| By Lincoln Spector On most PCs, the Windows notification area, originally meant for small apps you always want running, is choked with all sorts of programs that shouldn’t be there. Putting some order back into the notification area will remove app clutter, plus it might help your PC boot faster and possibly fix those previously unexplainable system problems. |
A special place for a special type of app
Everybody wants to be in your PC’s notification area, the area on the right-hand section of your taskbar that Microsoft used to call the system tray or systray. When you booted your new PC for the first time, an array of tiny icons probably decorated your notification area like medals on the chest of a tinhorn dictator. Half the programs you’ve installed since then have probably put their own icons there.

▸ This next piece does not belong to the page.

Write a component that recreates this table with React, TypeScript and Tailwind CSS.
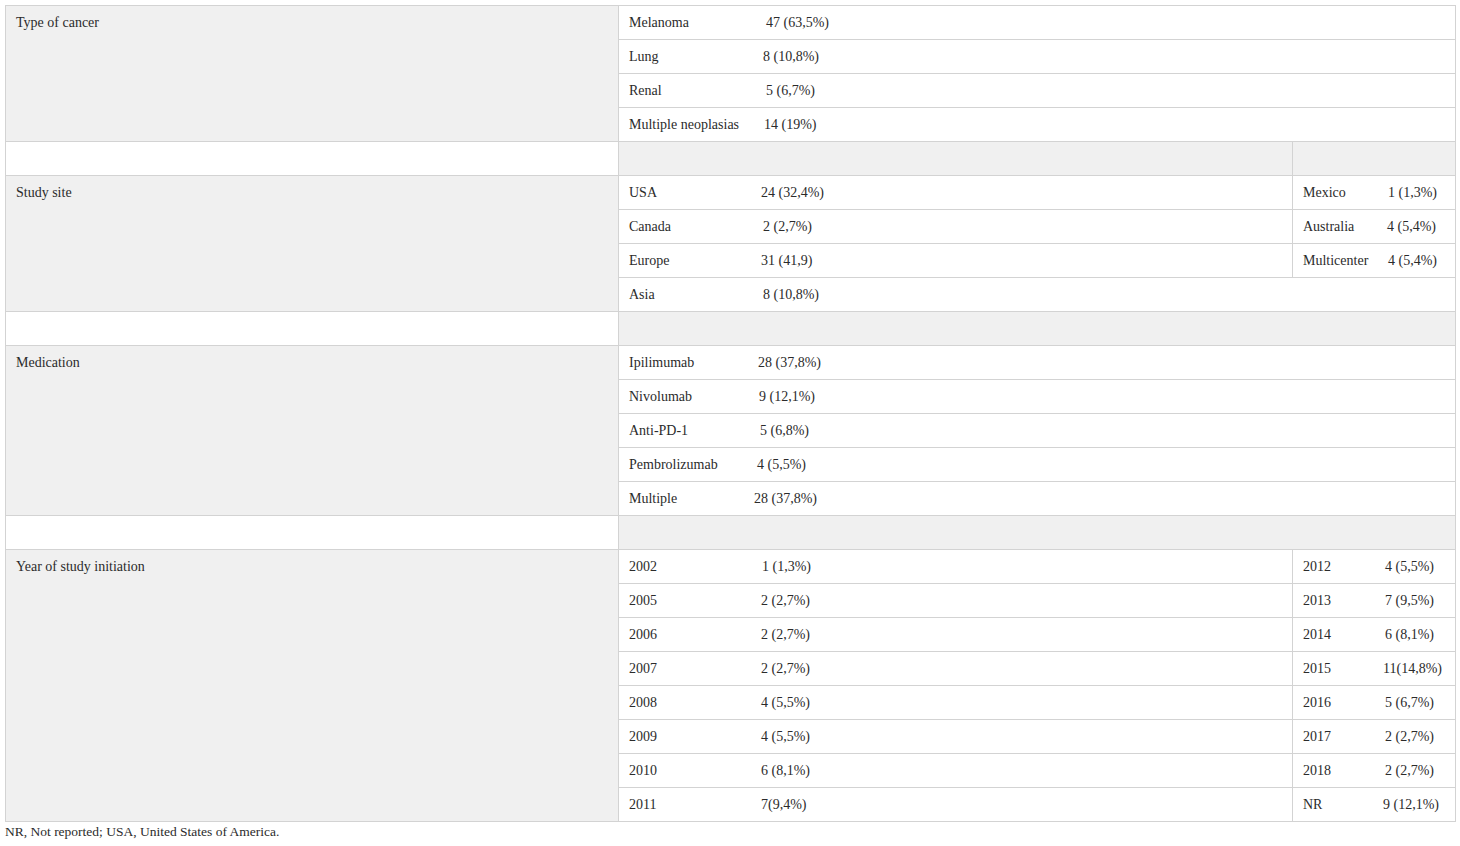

(If you’re not sure what one of these icons is, point to it with the mouse until its name pops up. You can also right-click most of these icons for a menu of controls and options.)
If these icons were just shortcuts to productivity programs, equivalent to the ones placed on your desktop or in the Quick Launch pad, you could ignore them or delete them. But notification-area icons are different. Each one is a separately running program, loading each time you boot your computer and taking up memory and resources.
And sometimes they conflict with each other. It’s worth your while to get rid of as many of those notification-area programs as possible. (Windows 7 allows you to hide most of them inside a pop-up window, but that’s only a cosmetic fix.)